Planning it, as if it were a curriculum. Typically, companies do it this way:
● First, they write a job description that, in theory, they took the time to align with what the team needs, with the other positions the new person will be working with, with how that team will be working and with what the company needs overall.
● Second, they go out and find the right person that not only aligns with what the company needs, but also has requirements that the company can meet.
Companies do this, better or worse, but they do it.
They forget. Most of the time, once the employment contract has been signed and the time comes for the new person to enter the company, everyone forgets two essential things:
● How important it is to welcome this new team member, to make them feel good and safe, to support them.
● To put everything in place so that the new person can be productive as quickly as possible.
This is where many companies fail.
It is common for companies to expect the person to start being productive on their own, and right from the start, in the job description they describe someone who can hit the ground running. And it is totally wrong to say that someone has to hit the ground running, because if the person does not know about the business, the industry, the people who work
in the team and many other things, how can you expect the person to hit the ground running? It's quite contradictory.
Unfortunately, this is how most companies welcome employees who start from scratch.
This is related to employer branding and how to go about hiring people.
If someone asks a new employee "how are your first days?", and they answer "they haven't given me anything to do yet, I don't know anyone yet, I don't understand anything, they flood me with information to read, they throw me to solve problems when I don't even know how everything works structurally, and everything is for yesterday," obviously the person is not going to have a good experience.
And this is the problem that most companies have: they take so little time to do a good selection process and onboarding that they don't give the new employee a good experience. And that's why a lot of people in the first three to six months on the job decide to change, because they realize that it's not the place they want to be, because all that stuff that looked good wasn't so good.
Expectation vs. reality
It's like booking a hotel because it looks beautiful in the pictures. But when you arrive, you find that your reservation was wrongly made, there is no room and you have to wait. And when you enter the room, you see that it is dirty, has hairs, and the jacuzzi does not work. Besides, the pool is closed. Then you say, "What happened here?”

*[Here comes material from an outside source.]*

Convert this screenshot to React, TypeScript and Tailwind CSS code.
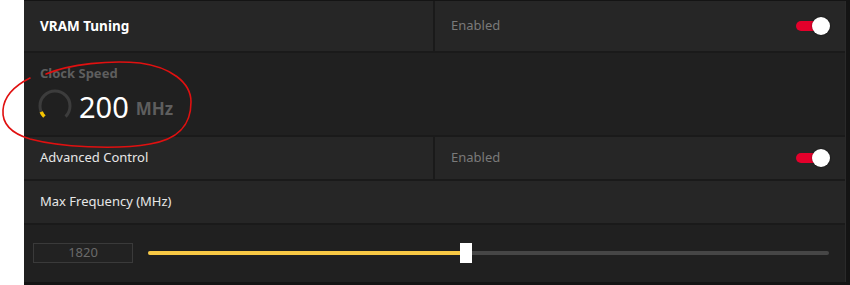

And that is what happens with the onboarding process. Many times, companies sell an idea of what it is like to work there, but once the person enters, they realize that the reality is very different.
This is what is wrong.
Go from the back to the front. Start at the end and move forwards.
The first thing is to understand the team you have:
● Who are they
● What each one does
● What are their objectives
● Who is contributing to the team in what way
● How that team is contributing to the company's objectives, etc.
The second thing is to understand what you need. For example, a software developer who is going to be working on the back end of an application making a business logic of a new product or feature. If I already understand that this person is going to be working on this feature of the application or this product, I understand how this is going to be related to the different applications of the company, the different software applications, AND the other products.
Then, once you understand what your team is like and what you need to do, you can define the job. Don't start by defining the job. Do it the other way around. Start at the end and move forwards.
By defining the job, you will know:
● Who you need to talk to
● Who you will be working with
● What the person needs to understand
● What he or she has to learn in the first month, in the next three months, six months, one year
● Who the person is going to have to work with inside the team, outside the team
● How he or she is going to help the other teams achieve their objectives, etc.
Then, once the person starts working, you already know who they have to meet in the first month, because you already know what they have to achieve in the first month, you already know what they have to learn in the second stage, and so on.
It is like designing a study program. In a course, there are levels, ranging from basic to advanced. When students start the course, the teacher knows what they need to learn first and what to learn later to improve. And students know there is a program. There is an order, a plan.
It is the same in the workplace: you have to have a learning plan that defines how the person is going to learn about the organization, the way of working, the culture, technical issues, best practices, etc.
You have to put together a learning plan for the person so that they can add value as quickly as possible. And that is done by starting at the end and moving forwards.